Copy all the data exactly, except the pictures.
* * * * *
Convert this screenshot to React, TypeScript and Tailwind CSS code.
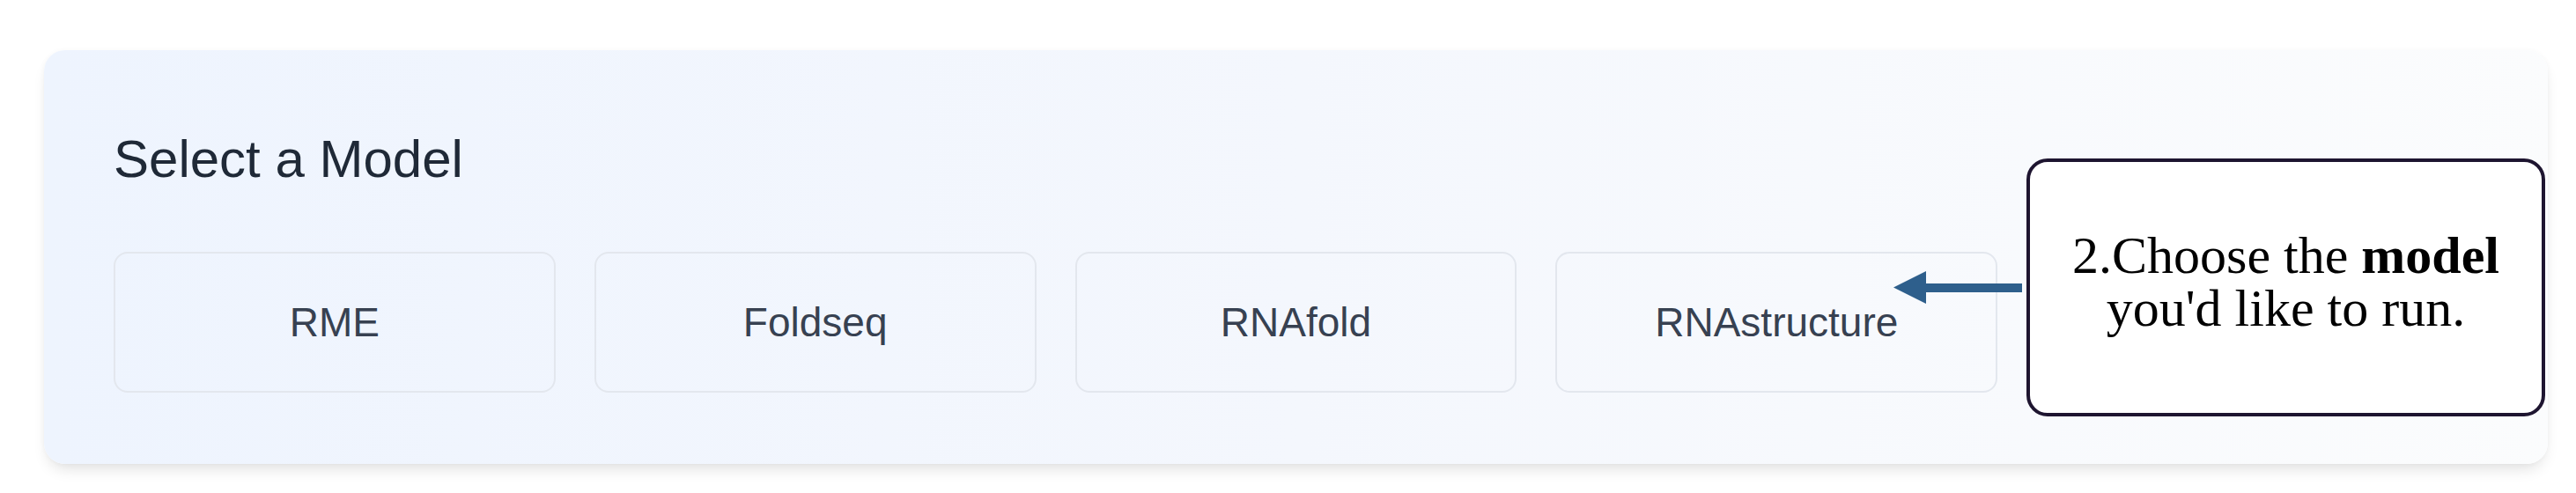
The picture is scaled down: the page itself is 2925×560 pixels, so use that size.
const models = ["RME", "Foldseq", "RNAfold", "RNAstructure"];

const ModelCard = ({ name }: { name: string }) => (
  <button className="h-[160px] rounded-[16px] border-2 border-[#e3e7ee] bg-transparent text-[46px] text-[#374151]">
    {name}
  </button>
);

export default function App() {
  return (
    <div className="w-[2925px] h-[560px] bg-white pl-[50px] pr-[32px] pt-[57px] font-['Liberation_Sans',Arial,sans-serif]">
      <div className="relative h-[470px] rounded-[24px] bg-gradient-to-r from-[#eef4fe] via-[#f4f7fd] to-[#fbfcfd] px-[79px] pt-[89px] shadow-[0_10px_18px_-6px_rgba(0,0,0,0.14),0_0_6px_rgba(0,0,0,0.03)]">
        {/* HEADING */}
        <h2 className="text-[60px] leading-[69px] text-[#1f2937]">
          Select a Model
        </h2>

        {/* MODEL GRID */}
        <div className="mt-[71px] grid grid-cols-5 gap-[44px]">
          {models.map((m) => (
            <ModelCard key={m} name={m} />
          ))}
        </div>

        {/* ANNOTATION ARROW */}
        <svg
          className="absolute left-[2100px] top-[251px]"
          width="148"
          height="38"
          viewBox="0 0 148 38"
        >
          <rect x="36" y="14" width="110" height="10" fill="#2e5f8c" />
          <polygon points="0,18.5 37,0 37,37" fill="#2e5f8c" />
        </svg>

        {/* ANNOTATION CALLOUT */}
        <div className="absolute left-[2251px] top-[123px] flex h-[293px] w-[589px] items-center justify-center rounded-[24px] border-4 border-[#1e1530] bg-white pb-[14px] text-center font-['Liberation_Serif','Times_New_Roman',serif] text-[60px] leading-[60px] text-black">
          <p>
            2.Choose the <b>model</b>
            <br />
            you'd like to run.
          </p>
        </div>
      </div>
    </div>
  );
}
* * * * *
▶ _Finished task_
Convert this screenshot to React, TypeScript and Tailwind CSS code.
The picture is scaled down: the page itself is 2925×560 pixels, so use that size.
const models = ["RME", "Foldseq", "RNAfold", "RNAstructure"];

const ModelCard = ({ name }: { name: string }) => (
  <button className="h-[160px] rounded-[16px] border-2 border-[#e3e7ee] bg-transparent text-[46px] text-[#374151]">
    {name}
  </button>
);

export default function App() {
  return (
    <div className="w-[2925px] h-[560px] bg-white pl-[50px] pr-[32px] pt-[57px] font-['Liberation_Sans',Arial,sans-serif]">
      <div className="relative h-[470px] rounded-[24px] bg-gradient-to-r from-[#eef4fe] via-[#f4f7fd] to-[#fbfcfd] px-[79px] pt-[89px] shadow-[0_10px_18px_-6px_rgba(0,0,0,0.14),0_0_6px_rgba(0,0,0,0.03)]">
        {/* HEADING */}
        <h2 className="text-[60px] leading-[69px] text-[#1f2937]">
          Select a Model
        </h2>

        {/* MODEL GRID */}
        <div className="mt-[71px] grid grid-cols-5 gap-[44px]">
          {models.map((m) => (
            <ModelCard key={m} name={m} />
          ))}
        </div>

        {/* ANNOTATION ARROW */}
        <svg
          className="absolute left-[2100px] top-[251px]"
          width="148"
          height="38"
          viewBox="0 0 148 38"
        >
          <rect x="36" y="14" width="110" height="10" fill="#2e5f8c" />
          <polygon points="0,18.5 37,0 37,37" fill="#2e5f8c" />
        </svg>

        {/* ANNOTATION CALLOUT */}
        <div className="absolute left-[2251px] top-[123px] flex h-[293px] w-[589px] items-center justify-center rounded-[24px] border-4 border-[#1e1530] bg-white pb-[14px] text-center font-['Liberation_Serif','Times_New_Roman',serif] text-[60px] leading-[60px] text-black">
          <p>
            2.Choose the <b>model</b>
            <br />
            you'd like to run.
          </p>
        </div>
      </div>
    </div>
  );
}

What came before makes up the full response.